Recent artificial intelligence (AI) advances can generate human-like responses to a wide range of queries, making them a useful tool for healthcare applications. Therefore, the potential use of large language models (LLMs) in controlled environments regarding efficacy, reproducibility, and operability will be of paramount interest. We investigated if and how GPT 3.5 and GPT 4 models can be directly used as a part of a GxP validated system and compared the performance of externally hosted GPT 3.5 and GPT 4 against LLMs, which can be hosted internally. We explored zero-shot LLM performance for named entity recognition (NER) and relation extraction tasks, investigated which LLM has the best zero-shot performance to be used potentially for generating training data proposals, evaluated the LLM performance of seven entities for medical NER in zero-shot experiments, selected one model for further performance improvement (few-shot and fine-tuning: Zephyr-7b-beta), and investigated how smaller open-source LLMs perform in contrast to GPT models and to a small fine-tuned T5 Base. We performed reproducibility experiments to evaluate if LLMs can be used in controlled environments and utilized guided generation to use the same prompt across multiple models.
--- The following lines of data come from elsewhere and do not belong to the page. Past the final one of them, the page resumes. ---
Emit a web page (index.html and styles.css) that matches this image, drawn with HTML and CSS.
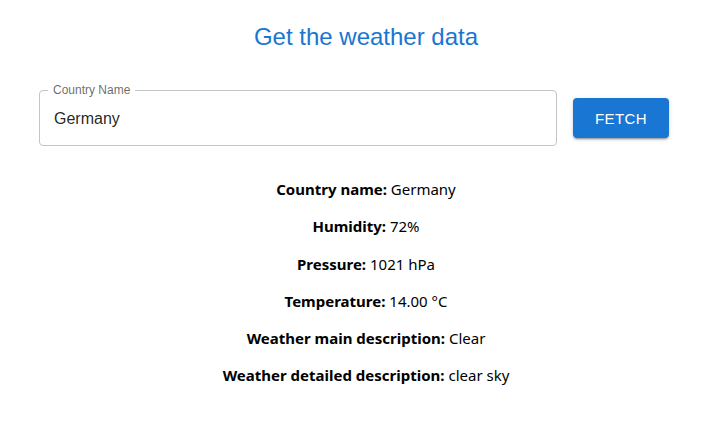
FILE: index.html
```html
<!DOCTYPE html>
<html>
<head>
<meta charset="utf-8">
<link rel="stylesheet" href="styles.css">
</head>
<body>
<div class="page">
  <h1 class="title">Get the weather data</h1>
  <div class="form-row">
    <div class="field">
      <label class="field-label">Country Name</label>
      <input class="field-input" type="text" value="Germany">
    </div>
    <button class="fetch-btn">FETCH</button>
  </div>
  <div class="results">
    <p class="line"><b>Country name:</b> Germany</p>
    <p class="line"><b>Humidity:</b> 72%</p>
    <p class="line"><b>Pressure:</b> 1021 hPa</p>
    <p class="line"><b>Temperature:</b> 14.00 °C</p>
    <p class="line"><b>Weather main description:</b> Clear</p>
    <p class="line"><b>Weather detailed description:</b> clear sky</p>
  </div>
</div>
</body>
</html>
```

FILE: styles.css
```css
html, body {
  margin: 0;
  padding: 0;
  background: #fff;
}
.page {
  padding-left: 19px;
  padding-top: 20px;
}
.title {
  margin: 0;
  text-align: center;
  font-family: "Liberation Sans", Arial, sans-serif;
  font-weight: 400;
  font-size: 24px;
  line-height: 34px;
  color: #1976d2;
}
.form-row {
  display: flex;
  align-items: center;
  gap: 16px;
  margin-top: 36px;
  padding-left: 20px;
}
.field {
  position: relative;
  width: 518px;
  height: 56px;
  box-sizing: border-box;
  padding: 0 14px;
  border: 1px solid #c4c4c4;
  border-radius: 4px;
  display: flex;
  align-items: center;
}
.field-label {
  position: absolute;
  left: 8px;
  top: -9px;
  padding: 0 5px;
  background: #fff;
  font-family: "Liberation Sans", Arial, sans-serif;
  font-size: 12px;
  line-height: 16px;
  color: rgba(0,0,0,0.6);
}
.field-input {
  border: none;
  outline: none;
  padding: 0;
  margin: 1px 0 0;
  width: 100%;
  font-family: "Liberation Sans", Arial, sans-serif;
  font-size: 16px;
  line-height: 20px;
  color: rgba(0,0,0,0.87);
  background: transparent;
}
.fetch-btn {
  width: 96px;
  height: 40px;
  border: none;
  border-radius: 4px;
  background: #1976d2;
  color: #fff;
  font-family: "Liberation Sans", Arial, sans-serif;
  font-size: 15px;
  letter-spacing: 0.4px;
  box-shadow: 0 3px 1px -2px rgba(0,0,0,0.2), 0 2px 2px 0 rgba(0,0,0,0.14), 0 1px 5px 0 rgba(0,0,0,0.12);
  padding: 0;
}
.results {
  margin-top: 33px;
  text-align: center;
  font-family: "Noto Sans", "Open Sans", sans-serif;
  font-size: 15px;
  color: #000;
}
.line {
  margin: 0 0 16px;
  line-height: 21.3px;
}
.line b {
  font-weight: 700;
}
```
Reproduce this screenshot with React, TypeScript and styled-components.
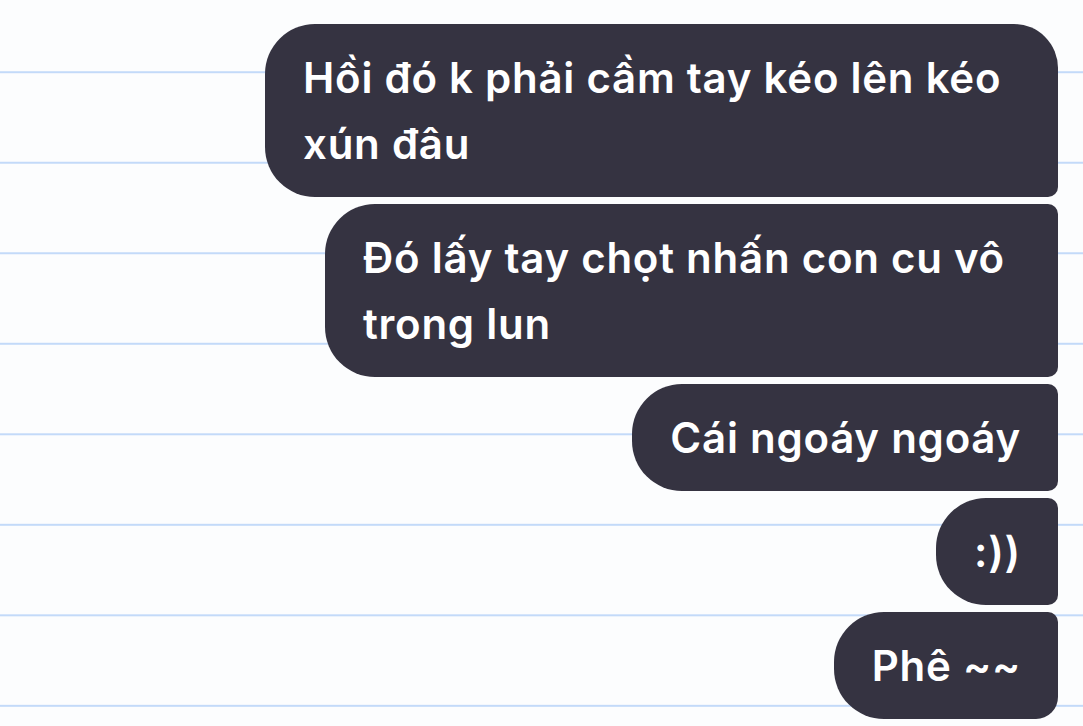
import React from "react";
import styled, { createGlobalStyle } from "styled-components";

const GlobalStyle = createGlobalStyle`
  html, body {
    margin: 0;
    padding: 0;
    background: #fcfdfe;
  }
  * {
    box-sizing: border-box;
  }
`;

const StyledPage = styled.div`
  width: 1083px;
  height: 726px;
  overflow: hidden;
  background-color: #fcfdfe;
  background-image: linear-gradient(
    to bottom,
    transparent 0,
    transparent 88.5px,
    #c3daf9 88.5px,
    #c3daf9 90.5px
  );
  background-size: 100% 90.53px;
  background-position: 0 -17.3px;
  display: flex;
  flex-direction: column;
  align-items: flex-end;
  gap: 7px;
  padding: 24px 25px 0 0;
`;

type TCorner = "first" | "middle" | "last";

const StyledBubble = styled.div<{ $corner: TCorner; $width?: number }>`
  width: ${(p) => (p.$width ? `${p.$width}px` : "auto")};
  background: #353341;
  color: #ffffff;
  font-family: Inter, "Noto Sans", sans-serif;
  font-weight: 600;
  font-size: 42px;
  letter-spacing: 0.75px;
  line-height: 66px;
  white-space: pre-line;
  padding: 20.5px 37px 20.5px 38px;
  border-radius: ${(p) =>
    p.$corner === "first"
      ? "50px 44px 10px 50px"
      : p.$corner === "last"
      ? "50px 10px 22px 50px"
      : "50px 10px 10px 50px"};
`;

interface IMessage {
  id: number;
  text: string;
  corner: TCorner;
  width?: number;
}

const messages: IMessage[] = [
  {
    id: 1,
    text: "Hồi đó k phải cầm tay kéo lên kéo\nxún đâu",
    corner: "first",
    width: 793,
  },
  {
    id: 2,
    text: "Đó lấy tay chọt nhấn con cu vô\ntrong lun",
    corner: "middle",
    width: 733,
  },
  { id: 3, text: "Cái ngoáy ngoáy", corner: "middle" },
  { id: 4, text: ":))", corner: "middle" },
  { id: 5, text: "Phê ~~", corner: "last" },
];

const App = () => {
  return (
    <StyledPage>
      <GlobalStyle />
      {messages.map((message) => (
        <StyledBubble
          key={message.id}
          $corner={message.corner}
          $width={message.width}
        >
          {message.text}
        </StyledBubble>
      ))}
    </StyledPage>
  );
};

export default App;
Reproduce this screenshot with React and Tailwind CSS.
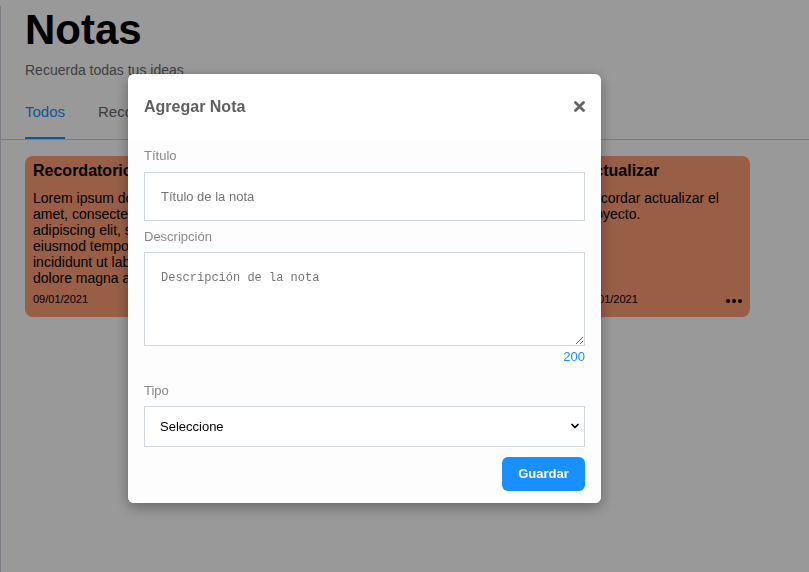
import { ChevronDown } from "lucide-react";

const notes = [
  {
    title: "Recordatorio",
    body: "Lorem ipsum dolor sit amet, consectetur adipiscing elit, sed do eiusmod tempor incididunt ut labore et dolore magna aliqua.",
    date: "09/01/2021",
  },
  {
    title: "Tarea",
    body: "Terminar el informe semanal y enviarlo al equipo.",
    date: "09/01/2021",
  },
  {
    title: "Idea",
    body: "Agregar filtros por tipo de nota.",
    date: "09/01/2021",
  },
  {
    title: "Actualizar",
    body: "Recordar actualizar el proyecto.",
    date: "09/01/2021",
  },
];

const NoteCard = ({ note }) => (
  <div className="flex h-[161px] flex-col rounded-lg bg-[#ff9d75] px-2 pt-[6px] pb-[11px]">
    <h3 className="text-[16px] font-bold leading-[18px] text-black">{note.title}</h3>
    <p className="mt-[10px] text-[14px] leading-[16px] text-black">{note.body}</p>
    <div className="mt-auto flex items-center justify-between">
      <span className="text-[11px] leading-[13px] text-black">{note.date}</span>
      <div className="mt-[3px] flex gap-[2px]">
        <span className="h-[4px] w-[4px] rounded-full bg-black" />
        <span className="h-[4px] w-[4px] rounded-full bg-black" />
        <span className="h-[4px] w-[4px] rounded-full bg-black" />
      </div>
    </div>
  </div>
);

const AddNoteModal = () => (
  <div className="fixed inset-0 bg-black/40">
    <div className="absolute left-[128px] top-[74px] w-[473px] rounded-md bg-white shadow-[0_4px_14px_rgba(0,0,0,0.35)]">
      {/* Header */}
      <div className="flex h-[65px] items-center justify-between px-4">
        <h2 className="text-[16px] font-bold text-[#5f5f5f]">Agregar Nota</h2>
        <button className="text-[#666]">
          <svg width="11" height="11" viewBox="0 0 11 11">
            <path d="M1.5 1.5L9.5 9.5M9.5 1.5L1.5 9.5" stroke="currentColor" strokeWidth="2.8" strokeLinecap="round" />
          </svg>
        </button>
      </div>

      {/* Body */}
      <div className="flex flex-col rounded-b-md bg-[#fdfdfd] px-4 pt-[9px] pb-[12px]">
        <label className="block text-[13px] leading-[15px] text-[#8a8a8a]">Título</label>
        <input
          type="text"
          placeholder="Título de la nota"
          className="mt-[9px] h-[49px] w-full border border-[#cfd6dc] bg-white px-4 text-[13px] outline-none placeholder:text-[#757575]"
        />

        <label className="mt-[8px] block text-[13px] leading-[15px] text-[#8a8a8a]">Descripción</label>
        <textarea
          placeholder="Descripción de la nota"
          className="mt-[8px] h-[94px] w-full border border-[#cfd6dc] bg-white px-4 pt-[18px] font-['Liberation_Mono',monospace] text-[12px] leading-[14px] outline-none placeholder:text-[#757575]"
        />
        <span className="mt-[3px] text-right text-[13px] leading-[15px] text-[#1890ff]">200</span>

        <label className="mt-[19px] block text-[13px] leading-[15px] text-[#8a8a8a]">Tipo</label>
        <div className="relative mt-[8px]">
          <select className="h-[41px] w-full appearance-none border border-[#cfd6dc] bg-white pl-[15px] text-[13px] text-black outline-none">
            <option>Seleccione</option>
            <option>Recordatorio</option>
            <option>Tarea</option>
          </select>
          <ChevronDown
            size={12}
            strokeWidth={3.5}
            className="pointer-events-none absolute right-[4px] top-[14px] text-black"
          />
        </div>

        <button className="mt-[10px] ml-auto h-[34px] w-[83px] rounded-md bg-[#1890ff] text-[13px] font-bold text-white">
          Guardar
        </button>
      </div>
    </div>
  </div>
);

export default function App() {
  return (
    <div className="min-h-screen border-l border-[#d0d7de] bg-white font-['Liberation_Sans',Arial,sans-serif]">
      <div className="px-[24px]">
        <h1 className="mt-[6px] text-[42px] font-bold leading-[48px] text-black">Notas</h1>
        <p className="mt-[8px] text-[14px] leading-[16px] text-[#6b6b6b]">Recuerda todas tus ideas</p>
      </div>

      {/* Tabs */}
      <div className="mt-[25px] flex gap-[33px] border-b border-[#cfcfcf] px-[24px]">
        <button className="border-b-2 border-[#1890ff] pb-[17px] text-[15px] leading-[17px] text-[#1890ff]">
          Todos
        </button>
        <button className="border-b-2 border-transparent pb-[17px] text-[15px] leading-[17px] text-[#666]">
          Recordatorios
        </button>
        <button className="border-b-2 border-transparent pb-[17px] text-[15px] leading-[17px] text-[#666]">
          Tareas
        </button>
      </div>

      {/* Notes */}
      <div className="ml-[24px] mt-4 grid w-[725px] grid-cols-4 gap-2">
        {notes.map((note, i) => (
          <NoteCard key={i} note={note} />
        ))}
      </div>

      <AddNoteModal />
    </div>
  );
}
Few-shot learning and quantized low rank adapter (QLoRA) fine-tuning were applied to further improve LLM performance. We demonstrated that zero-shot GPT 4 performance is comparable with a fine-tuned T5, and Zephyr performed better than zero-shot GPT 3.5, but the recognition of product combinations such as product event combination was significantly better by using a fine-tuned T5. Although Open AI launched recently GPT versions to improve the generation of consistent output, both GPT variants failed to demonstrate reproducible results. The lack of reproducibility together with limitations of external hosted systems to keep validated systems in a state of control may affect the use of closed and proprietary models in regulated environments. However, due to the good NER performance, we recommend using GPT for creating annotation proposals for training data as a basis for fine-tuning.